Kicillof aprovechó la marcha para posicionarse como contracara del modelo libertario y para reforzar su discurso sobre el rol del Estado y la protección del empleo. En el entorno del gobernador interpretan que la reforma laboral es un terreno donde el Gobierno puede perder apoyo social, especialmente en un contexto de ajuste, caída del consumo y deterioro del salario real.

En Diputados, mientras tanto, el dictamen dejó expuestas las tensiones entre los sectores que apuestan a negociar y quienes prefieren una oposición frontal. Algunos bloques dialoguistas advierten que acompañar la reforma puede tener costos políticos en sus territorios, sobre todo frente a la presión sindical. Otros creen que el Gobierno necesita mostrar resultados y que bloquear todas sus iniciativas puede agravar la crisis.

El oficialismo, por su parte, intenta sostener un delicado equilibrio. Necesita mostrar avances para no quedar atrapado en la imagen de parálisis, pero también evitar que la reforma laboral se convierta en el eje de una confrontación social de alto voltaje. De ahí la apuesta a febrero, cuando el Ejecutivo espera un clima más ordenado y mayor margen para negociar.

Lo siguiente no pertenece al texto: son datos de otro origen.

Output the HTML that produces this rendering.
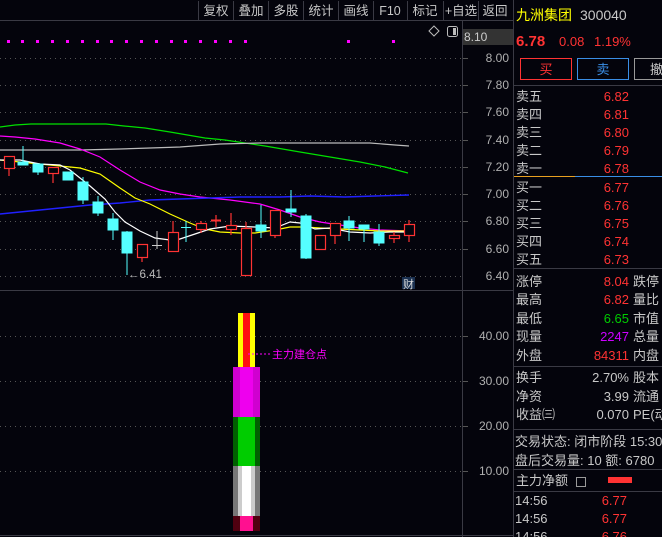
<!DOCTYPE html>
<html><head><meta charset="utf-8"><style>
html,body{margin:0;padding:0;background:#04040c;width:662px;height:537px;overflow:hidden}
svg{display:block}
text{font-family:"Liberation Sans","Noto Sans CJK SC",sans-serif}
</style></head><body>
<svg width="662" height="537" viewBox="0 0 662 537" xmlns="http://www.w3.org/2000/svg">
<rect width="662" height="537" fill="#04040c"/>
<!-- toolbar -->
<g stroke="#3a3a44" stroke-width="1">
<line x1="0" y1="20.5" x2="513" y2="20.5"/>
<line x1="198.5" y1="1" x2="198.5" y2="20"/><line x1="233.5" y1="1" x2="233.5" y2="20"/><line x1="268.5" y1="1" x2="268.5" y2="20"/><line x1="303.5" y1="1" x2="303.5" y2="20"/><line x1="338.5" y1="1" x2="338.5" y2="20"/><line x1="373.5" y1="1" x2="373.5" y2="20"/><line x1="407.5" y1="1" x2="407.5" y2="20"/><line x1="443.5" y1="1" x2="443.5" y2="20"/><line x1="478.5" y1="1" x2="478.5" y2="20"/>
</g>
<g fill="#c8c8c8" font-size="12.5" text-anchor="middle">
<text x="216" y="15">复权</text><text x="251" y="15">叠加</text><text x="286" y="15">多股</text><text x="321" y="15">统计</text><text x="356" y="15">画线</text><text x="390" y="15">F10</text><text x="425" y="15">标记</text><text x="461" y="15">+自选</text><text x="495" y="15">返回</text>
</g>
<!-- magenta dots -->
<g fill="#ff00ff">
<rect x="7" y="40" width="3" height="3"/><rect x="21" y="40" width="3" height="3"/><rect x="36" y="40" width="3" height="3"/><rect x="51" y="40" width="3" height="3"/><rect x="66" y="40" width="3" height="3"/><rect x="81" y="40" width="3" height="3"/><rect x="96" y="40" width="3" height="3"/><rect x="110" y="40" width="3" height="3"/><rect x="125" y="40" width="3" height="3"/><rect x="140" y="40" width="3" height="3"/><rect x="155" y="40" width="3" height="3"/><rect x="170" y="40" width="3" height="3"/><rect x="184" y="40" width="3" height="3"/><rect x="199" y="40" width="3" height="3"/><rect x="214" y="40" width="3" height="3"/><rect x="229" y="40" width="3" height="3"/><rect x="244" y="40" width="3" height="3"/><rect x="347" y="40" width="3" height="3"/><rect x="392" y="40" width="3" height="3"/>
</g>
<!-- icons -->
<path d="M434 26 L439 31 L434 36 L429 31 Z" fill="none" stroke="#bbb"/>
<rect x="447.5" y="26.5" width="10" height="10" rx="2" fill="none" stroke="#bbb"/><rect x="453" y="28" width="3" height="7" fill="#bbb"/>
<!-- gridlines -->
<g stroke="#555" stroke-dasharray="1 4">
<line x1="0" y1="58.5" x2="462" y2="58.5"/><line x1="0" y1="85.5" x2="462" y2="85.5"/><line x1="0" y1="112.5" x2="462" y2="112.5"/><line x1="0" y1="140.5" x2="462" y2="140.5"/><line x1="0" y1="167.5" x2="462" y2="167.5"/><line x1="0" y1="194.5" x2="462" y2="194.5"/><line x1="0" y1="221.5" x2="462" y2="221.5"/><line x1="0" y1="249.5" x2="462" y2="249.5"/><line x1="0" y1="276.5" x2="462" y2="276.5"/>
<line x1="0" y1="336.5" x2="462" y2="336.5"/><line x1="0" y1="381.5" x2="462" y2="381.5"/><line x1="0" y1="426.5" x2="462" y2="426.5"/><line x1="0" y1="471.5" x2="462" y2="471.5"/>
</g>
<!-- MA lines -->
<polyline fill="none" stroke="#00e000" stroke-width="1.2" points="0,127 15,125 31,124 60,124 106,124 124,126 145,128 170,132 205,138 225,140 265,146 300,152 330,157 360,162 385,167 408,173"/>
<polyline fill="none" stroke="#bbbbbb" stroke-width="1.2" points="0,150 40,150 80,150 120,149 150,148 180,147 220,144 260,143 300,143 343,143 370,143 395,145 409,146"/>
<polyline fill="none" stroke="#ff00ff" stroke-width="1.2" points="0,136 15,137 35,139 60,143 80,149 100,157 120,170 140,182 160,190 180,194 200,197 230,200 260,204 280,210 300,217 320,222 340,225 360,228 380,230 410,231"/>
<polyline fill="none" stroke="#2020ff" stroke-width="1.4" points="0,214 30,211 60,208 90,205 120,203 150,200 180,199 210,198 240,197 280,197 310,196 345,197 375,196 409,195"/>
<polyline fill="none" stroke="#ffff00" stroke-width="1.2" points="0,160 20,162 40,164 60,166 80,168 100,174 120,188 135,198 150,204 170,214 190,223 205,229 220,232 240,233 255,233 275,230 290,227 305,227 320,228 340,229 360,230 380,231 409,231"/>
<polyline fill="none" stroke="#ffffff" stroke-width="1.2" points="0,160 20,160 40,164 60,165 70,170 80,178 90,186 105,199 115,212 125,222 140,231 155,238 170,240 180,239 195,234 210,229 230,226 255,227 275,228 290,222 300,223 315,229 330,228 350,232 370,233 390,232 409,232"/>
<!-- candles -->
<g stroke="#ff3333" fill="none" stroke-width="1.2">
<line x1="9" y1="156" x2="9" y2="176"/><rect x="4.5" y="156.5" width="10" height="12" fill="#04040c"/>
<line x1="53" y1="167" x2="53" y2="183"/><rect x="48.5" y="167.5" width="10" height="6" fill="#04040c"/>
<line x1="142" y1="244" x2="142" y2="262"/><rect x="137.5" y="244.5" width="10" height="13" fill="#04040c"/>
<line x1="173" y1="221" x2="173" y2="251"/><rect x="168.5" y="232.5" width="10" height="19" fill="#04040c"/>
<line x1="201" y1="221" x2="201" y2="233"/><rect x="196.5" y="223.5" width="10" height="6" fill="#04040c"/>
<line x1="216" y1="215" x2="216" y2="227"/><line x1="211" y1="220.5" x2="221" y2="220.5" stroke-width="2"/>
<line x1="231" y1="213" x2="231" y2="235"/><rect x="226.5" y="225.5" width="10" height="4" fill="#04040c"/>
<line x1="246" y1="222" x2="246" y2="275"/><rect x="241.5" y="228.5" width="10" height="47" fill="#04040c"/>
<line x1="275" y1="210" x2="275" y2="238"/><rect x="270.5" y="210.5" width="10" height="25" fill="#04040c"/>
<rect x="315.5" y="235.5" width="10" height="14" fill="#04040c"/>
<line x1="335" y1="223" x2="335" y2="244"/><rect x="330.5" y="223.5" width="10" height="12" fill="#04040c"/>
<line x1="394" y1="232" x2="394" y2="243"/><rect x="389.5" y="235.5" width="10" height="3" fill="#04040c"/>
<line x1="409" y1="220" x2="409" y2="242"/><rect x="404.5" y="224.5" width="10" height="11" fill="#04040c"/>
</g>
<g fill="#55ffff" stroke="#55ffff" stroke-width="1">
<line x1="23" y1="146" x2="23" y2="165"/><rect x="18" y="162" width="10" height="3"/>
<line x1="38" y1="164" x2="38" y2="175"/><rect x="33" y="164" width="10" height="8"/>
<rect x="63" y="172" width="10" height="8"/>
<line x1="83" y1="177" x2="83" y2="204"/><rect x="78" y="182" width="10" height="18"/>
<line x1="98" y1="196" x2="98" y2="216"/><rect x="93" y="202" width="10" height="11"/>
<line x1="113" y1="213" x2="113" y2="240"/><rect x="108" y="219" width="10" height="11"/>
<line x1="127" y1="231" x2="127" y2="275"/><rect x="122" y="232" width="10" height="21"/>
<line x1="186" y1="221" x2="186" y2="242"/><line x1="181" y1="227.5" x2="191" y2="227.5"/>
<line x1="261" y1="205" x2="261" y2="238"/><rect x="256" y="225" width="10" height="6"/>
<line x1="291" y1="190" x2="291" y2="217"/><rect x="286" y="209" width="10" height="3"/>
<line x1="306" y1="214" x2="306" y2="259"/><rect x="301" y="216" width="10" height="42"/>
<line x1="349" y1="216" x2="349" y2="241"/><rect x="344" y="221" width="10" height="7"/>
<line x1="364" y1="225" x2="364" y2="242"/><rect x="359" y="225" width="10" height="4"/>
<line x1="379" y1="224" x2="379" y2="246"/><rect x="374" y="232" width="10" height="11"/>
</g>
<g stroke="#cccccc"><line x1="157" y1="231" x2="157" y2="249"/><line x1="152" y1="245.5" x2="162" y2="245.5"/></g>
<text x="128" y="278" fill="#bbb" font-size="11.5">←6.41</text>
<rect x="402" y="277" width="13" height="12" fill="#1a3050"/><text x="403" y="288" fill="#ddd" font-size="11">财</text>
<!-- divider -->
<line x1="0" y1="290.5" x2="513" y2="290.5" stroke="#3a3a44"/>
<!-- sub chart bar -->
<rect x="238" y="313" width="17" height="54" fill="#ffff00"/><rect x="243" y="313" width="7" height="54" fill="#ff1010"/>
<rect x="233" y="367" width="27" height="50" fill="#d000d0"/><rect x="240" y="367" width="13" height="50" fill="#ee00ee"/>
<rect x="233" y="417" width="27" height="49" fill="#006000"/><rect x="238" y="417" width="17" height="49" fill="#00cc00"/>
<rect x="233" y="466" width="27" height="50" fill="#777"/><rect x="238" y="466" width="17" height="50" fill="#ccc"/><rect x="242" y="466" width="9" height="50" fill="#fff"/>
<rect x="233" y="516" width="27" height="15" fill="#500010"/><rect x="240" y="516" width="13" height="15" fill="#ff1090"/>
<line x1="248" y1="354" x2="272" y2="354" stroke="#ff00ff" stroke-dasharray="2 2"/>
<text x="272" y="358" fill="#ff00ff" font-size="11">主力建仓点</text>
<line x1="0" y1="535.5" x2="513" y2="535.5" stroke="#3a3a44"/>
<!-- axis -->
<line x1="462.5" y1="21" x2="462.5" y2="537" stroke="#3a3a44"/>
<rect x="463" y="29" width="50" height="16" fill="#333"/>
<text x="464" y="41" fill="#ccc" font-size="12">8.10</text>
<g fill="#b0b0b0" font-size="12" text-anchor="end">
<text x="509" y="62">8.00</text><text x="509" y="89">7.80</text><text x="509" y="116">7.60</text><text x="509" y="144">7.40</text><text x="509" y="171">7.20</text><text x="509" y="198">7.00</text><text x="509" y="225">6.80</text><text x="509" y="253">6.60</text><text x="509" y="280">6.40</text>
<text x="509" y="340">40.00</text><text x="509" y="385">30.00</text><text x="509" y="430">20.00</text><text x="509" y="475">10.00</text>
</g>
<g stroke="#555"><line x1="463" y1="58.5" x2="468" y2="58.5"/><line x1="463" y1="85.5" x2="468" y2="85.5"/><line x1="463" y1="112.5" x2="468" y2="112.5"/><line x1="463" y1="140.5" x2="468" y2="140.5"/><line x1="463" y1="167.5" x2="468" y2="167.5"/><line x1="463" y1="194.5" x2="468" y2="194.5"/><line x1="463" y1="221.5" x2="468" y2="221.5"/><line x1="463" y1="249.5" x2="468" y2="249.5"/><line x1="463" y1="336.5" x2="468" y2="336.5"/><line x1="463" y1="381.5" x2="468" y2="381.5"/><line x1="463" y1="426.5" x2="468" y2="426.5"/><line x1="463" y1="471.5" x2="468" y2="471.5"/></g>
<!-- right panel -->
<line x1="513.5" y1="0" x2="513.5" y2="537" stroke="#3a3a44"/>
<text x="516" y="20" fill="#ffff00" font-size="14">九洲集团</text><text x="580" y="20" fill="#c8c8c8" font-size="14">300040</text>
<text x="516" y="46" fill="#ff3333" font-size="15" font-weight="bold">6.78</text>
<text x="559" y="46" fill="#ff3333" font-size="13">0.08</text><text x="594" y="46" fill="#ff3333" font-size="13">1.19%</text>
<rect x="520.5" y="58.5" width="51" height="21" fill="none" stroke="#ff3333"/><text x="546" y="74" fill="#ff3333" font-size="13" text-anchor="middle">买</text>
<rect x="577.5" y="58.5" width="51" height="21" fill="none" stroke="#3a8ee6"/><text x="603" y="74" fill="#3a8ee6" font-size="13" text-anchor="middle">卖</text>
<rect x="634.5" y="58.5" width="40" height="21" fill="none" stroke="#999"/><text x="650" y="74" fill="#ccc" font-size="13">撤</text>
<line x1="514" y1="85.5" x2="662" y2="85.5" stroke="#3a3a44"/>
<g font-size="13" fill="#c8c8c8">
<text x="516" y="101">卖五</text><text x="516" y="119">卖四</text><text x="516" y="137">卖三</text><text x="516" y="155">卖二</text><text x="516" y="173">卖一</text>
<text x="516" y="192">买一</text><text x="516" y="210">买二</text><text x="516" y="228">买三</text><text x="516" y="246">买四</text><text x="516" y="264">买五</text>
</g>
<g font-size="13" fill="#ff3333" text-anchor="end">
<text x="629" y="101">6.82</text><text x="629" y="119">6.81</text><text x="629" y="137">6.80</text><text x="629" y="155">6.79</text><text x="629" y="173">6.78</text>
<text x="629" y="192">6.77</text><text x="629" y="210">6.76</text><text x="629" y="228">6.75</text><text x="629" y="246">6.74</text><text x="629" y="264">6.73</text>
</g>
<line x1="514" y1="176.5" x2="575" y2="176.5" stroke="#e8a020"/><line x1="575" y1="176.5" x2="662" y2="176.5" stroke="#3a8ee6"/>
<line x1="514" y1="268.5" x2="662" y2="268.5" stroke="#3a3a44"/>
<g font-size="13" fill="#c8c8c8">
<text x="516" y="286">涨停</text><text x="516" y="304">最高</text><text x="516" y="323">最低</text><text x="516" y="341">现量</text><text x="516" y="360">外盘</text>
<text x="633" y="286">跌停</text><text x="633" y="304">量比</text><text x="633" y="323">市值</text><text x="633" y="341">总量</text><text x="633" y="360">内盘</text>
<text x="516" y="382">换手</text><text x="516" y="401">净资</text><text x="516" y="419">收益㈢</text>
<text x="633" y="382">股本</text><text x="633" y="401">流通</text><text x="633" y="419">PE(动</text>
<text x="515" y="446">交易状态: 闭市阶段 15:30</text><text x="515" y="465">盘后交易量: 10  额: 6780</text>
<text x="516" y="485">主力净额</text>
<text x="515" y="505">14:56</text><text x="515" y="523">14:56</text><text x="515" y="541">14:56</text>
</g>
<g font-size="13" text-anchor="end">
<text x="629" y="286" fill="#ff3333">8.04</text><text x="629" y="304" fill="#ff3333">6.82</text><text x="629" y="323" fill="#00cc00">6.65</text><text x="629" y="341" fill="#cc00ff">2247</text><text x="629" y="360" fill="#ff3333">84311</text>
<text x="629" y="382" fill="#c8c8c8">2.70%</text><text x="629" y="401" fill="#c8c8c8">3.99</text><text x="629" y="419" fill="#c8c8c8">0.070</text>
<text x="627" y="505" fill="#ff3333">6.77</text><text x="627" y="523" fill="#ff3333">6.77</text><text x="627" y="541" fill="#ff3333">6.76</text>
</g>
<rect x="576.5" y="477.5" width="9" height="9" fill="none" stroke="#999"/>
<rect x="608" y="477" width="24" height="6" fill="#ff3333"/>
<line x1="514" y1="366.5" x2="662" y2="366.5" stroke="#3a3a44"/>
<line x1="514" y1="429.5" x2="662" y2="429.5" stroke="#3a3a44"/>
<line x1="514" y1="469.5" x2="662" y2="469.5" stroke="#3a3a44"/>
<line x1="514" y1="491.5" x2="662" y2="491.5" stroke="#3a3a44"/>
</svg>
</body></html>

La experiencia reciente del Senado funciona como advertencia. El desorden político, los errores de cálculo y la exposición pública de internas dejaron en claro que el margen de maniobra del Gobierno no es ilimitado. En ese contexto, la reforma laboral se convirtió en una prueba de fuego para medir la capacidad del oficialismo de construir mayorías estables.

Mientras tanto, la calle y el Congreso avanzan en paralelo. La CGT ya anticipó que seguirá movilizada y que no descarta nuevas medidas de fuerza. El Gobierno, en cambio, confía en que el desgaste del conflicto y la necesidad de atraer inversiones jueguen a su favor en el debate público.

Así, la reforma laboral quedó atrapada en una trama más amplia que combina ajuste económico, disputas de poder y un clima social tenso. El dictamen fue un paso importante para el Gobierno, pero no garantiza el desenlace. Febrero aparece como una fecha clave, no solo para definir una ley, sino para medir hasta dónde llega la capacidad del oficialismo de imponer su agenda en un escenario político cada vez más áspero.